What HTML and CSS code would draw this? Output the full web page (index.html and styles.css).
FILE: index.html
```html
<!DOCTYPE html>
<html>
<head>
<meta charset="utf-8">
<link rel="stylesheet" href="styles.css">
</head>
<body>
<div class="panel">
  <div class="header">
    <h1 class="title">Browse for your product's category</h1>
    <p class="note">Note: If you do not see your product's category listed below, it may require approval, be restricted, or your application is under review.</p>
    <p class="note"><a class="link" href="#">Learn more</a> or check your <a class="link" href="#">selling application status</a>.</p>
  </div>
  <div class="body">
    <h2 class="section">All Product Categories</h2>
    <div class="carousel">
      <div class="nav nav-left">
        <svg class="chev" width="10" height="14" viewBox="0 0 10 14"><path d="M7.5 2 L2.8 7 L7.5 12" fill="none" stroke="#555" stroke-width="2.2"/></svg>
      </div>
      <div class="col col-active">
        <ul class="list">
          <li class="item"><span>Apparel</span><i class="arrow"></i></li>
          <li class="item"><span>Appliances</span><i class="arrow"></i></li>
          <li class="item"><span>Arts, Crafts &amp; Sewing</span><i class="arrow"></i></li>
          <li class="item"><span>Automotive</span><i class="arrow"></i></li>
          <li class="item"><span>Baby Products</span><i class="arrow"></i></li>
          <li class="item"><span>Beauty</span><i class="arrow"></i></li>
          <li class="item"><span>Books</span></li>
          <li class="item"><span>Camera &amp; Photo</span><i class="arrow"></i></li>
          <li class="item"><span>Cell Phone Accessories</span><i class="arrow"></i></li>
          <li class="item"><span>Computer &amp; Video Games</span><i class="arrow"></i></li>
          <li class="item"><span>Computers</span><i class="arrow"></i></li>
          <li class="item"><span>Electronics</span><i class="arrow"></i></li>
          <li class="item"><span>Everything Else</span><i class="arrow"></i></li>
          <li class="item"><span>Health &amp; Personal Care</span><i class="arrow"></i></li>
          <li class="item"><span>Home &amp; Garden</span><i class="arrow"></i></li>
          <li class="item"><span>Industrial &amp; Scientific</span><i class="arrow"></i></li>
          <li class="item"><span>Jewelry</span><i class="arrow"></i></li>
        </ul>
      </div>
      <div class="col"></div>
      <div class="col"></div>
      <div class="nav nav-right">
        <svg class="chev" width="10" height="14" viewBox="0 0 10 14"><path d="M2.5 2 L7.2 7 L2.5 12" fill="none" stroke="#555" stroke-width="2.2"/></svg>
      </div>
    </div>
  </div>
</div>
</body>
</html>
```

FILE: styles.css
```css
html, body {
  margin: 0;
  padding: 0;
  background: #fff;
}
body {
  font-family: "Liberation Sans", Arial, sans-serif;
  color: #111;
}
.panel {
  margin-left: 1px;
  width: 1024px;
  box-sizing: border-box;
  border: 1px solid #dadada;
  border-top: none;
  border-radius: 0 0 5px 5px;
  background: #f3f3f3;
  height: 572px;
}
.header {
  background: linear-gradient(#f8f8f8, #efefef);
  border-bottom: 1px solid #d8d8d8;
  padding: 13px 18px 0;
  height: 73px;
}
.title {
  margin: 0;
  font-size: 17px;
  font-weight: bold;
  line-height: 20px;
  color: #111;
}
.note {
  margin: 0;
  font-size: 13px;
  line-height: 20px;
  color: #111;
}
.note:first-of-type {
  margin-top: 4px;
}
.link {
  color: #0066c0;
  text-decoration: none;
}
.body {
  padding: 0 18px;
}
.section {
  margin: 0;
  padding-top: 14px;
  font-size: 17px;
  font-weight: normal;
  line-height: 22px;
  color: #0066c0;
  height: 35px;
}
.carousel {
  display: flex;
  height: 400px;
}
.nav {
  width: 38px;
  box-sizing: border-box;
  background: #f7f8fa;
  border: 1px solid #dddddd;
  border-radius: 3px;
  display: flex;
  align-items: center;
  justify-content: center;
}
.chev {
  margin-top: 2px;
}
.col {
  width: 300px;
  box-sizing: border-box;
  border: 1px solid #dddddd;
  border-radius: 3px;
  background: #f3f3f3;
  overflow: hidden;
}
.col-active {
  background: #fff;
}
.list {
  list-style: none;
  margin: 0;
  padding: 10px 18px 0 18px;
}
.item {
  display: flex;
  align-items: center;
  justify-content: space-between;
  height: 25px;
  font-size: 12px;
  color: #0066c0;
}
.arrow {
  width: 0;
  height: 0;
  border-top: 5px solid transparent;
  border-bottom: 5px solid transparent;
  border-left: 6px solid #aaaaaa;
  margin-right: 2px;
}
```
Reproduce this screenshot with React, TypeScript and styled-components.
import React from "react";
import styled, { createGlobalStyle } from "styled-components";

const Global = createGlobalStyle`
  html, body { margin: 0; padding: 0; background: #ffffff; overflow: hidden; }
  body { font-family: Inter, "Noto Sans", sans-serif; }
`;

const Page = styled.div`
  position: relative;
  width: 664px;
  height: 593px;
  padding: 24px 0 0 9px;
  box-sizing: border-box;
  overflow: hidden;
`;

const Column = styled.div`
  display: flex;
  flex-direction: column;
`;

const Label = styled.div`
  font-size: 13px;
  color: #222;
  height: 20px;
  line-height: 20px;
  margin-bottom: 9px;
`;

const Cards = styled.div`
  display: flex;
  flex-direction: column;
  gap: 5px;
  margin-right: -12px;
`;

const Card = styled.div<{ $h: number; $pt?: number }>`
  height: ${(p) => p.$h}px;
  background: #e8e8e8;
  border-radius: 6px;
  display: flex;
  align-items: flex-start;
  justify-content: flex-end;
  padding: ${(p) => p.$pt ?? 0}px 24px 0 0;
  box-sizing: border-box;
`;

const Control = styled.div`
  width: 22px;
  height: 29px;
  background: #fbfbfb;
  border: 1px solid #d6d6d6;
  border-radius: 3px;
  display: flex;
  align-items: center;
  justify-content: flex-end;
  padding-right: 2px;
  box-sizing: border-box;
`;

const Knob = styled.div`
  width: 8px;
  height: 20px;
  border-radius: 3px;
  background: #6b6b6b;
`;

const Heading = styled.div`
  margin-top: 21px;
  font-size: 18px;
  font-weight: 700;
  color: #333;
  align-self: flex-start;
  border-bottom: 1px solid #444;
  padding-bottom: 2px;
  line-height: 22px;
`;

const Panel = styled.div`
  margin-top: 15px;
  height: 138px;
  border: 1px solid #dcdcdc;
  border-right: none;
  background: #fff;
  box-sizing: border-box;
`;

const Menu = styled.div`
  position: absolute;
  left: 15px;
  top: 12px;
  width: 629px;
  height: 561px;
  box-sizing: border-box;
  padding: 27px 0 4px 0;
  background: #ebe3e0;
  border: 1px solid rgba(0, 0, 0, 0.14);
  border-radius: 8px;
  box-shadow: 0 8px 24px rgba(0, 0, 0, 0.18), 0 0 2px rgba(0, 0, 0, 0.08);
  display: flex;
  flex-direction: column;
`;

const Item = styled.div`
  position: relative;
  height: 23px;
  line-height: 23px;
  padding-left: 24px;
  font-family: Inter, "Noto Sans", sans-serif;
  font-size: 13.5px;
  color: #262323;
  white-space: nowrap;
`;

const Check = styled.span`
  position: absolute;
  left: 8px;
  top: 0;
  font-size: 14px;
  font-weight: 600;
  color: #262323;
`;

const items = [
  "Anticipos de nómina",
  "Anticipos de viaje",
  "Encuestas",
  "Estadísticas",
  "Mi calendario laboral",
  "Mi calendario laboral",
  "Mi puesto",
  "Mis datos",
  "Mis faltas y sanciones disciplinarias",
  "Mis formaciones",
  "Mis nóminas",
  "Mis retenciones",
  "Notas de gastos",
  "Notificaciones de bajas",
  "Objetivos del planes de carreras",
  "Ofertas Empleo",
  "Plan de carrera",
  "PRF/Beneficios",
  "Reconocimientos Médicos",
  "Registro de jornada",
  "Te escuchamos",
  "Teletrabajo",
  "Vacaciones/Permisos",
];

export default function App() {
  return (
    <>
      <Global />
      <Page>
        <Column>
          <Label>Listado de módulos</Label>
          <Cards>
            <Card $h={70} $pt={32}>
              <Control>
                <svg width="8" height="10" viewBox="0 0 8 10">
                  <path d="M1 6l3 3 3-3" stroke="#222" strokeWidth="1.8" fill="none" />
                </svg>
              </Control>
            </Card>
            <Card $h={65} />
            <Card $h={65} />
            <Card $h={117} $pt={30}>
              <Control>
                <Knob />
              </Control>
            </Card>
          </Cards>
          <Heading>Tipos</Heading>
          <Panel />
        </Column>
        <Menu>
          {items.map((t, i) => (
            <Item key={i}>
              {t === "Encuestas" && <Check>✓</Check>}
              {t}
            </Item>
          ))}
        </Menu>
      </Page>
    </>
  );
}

::::::

INSTRUCTIONS TO FOLLOW: What is the number of lines in the records that contain the string "this"? Give only that number.

THE ANSWER: 2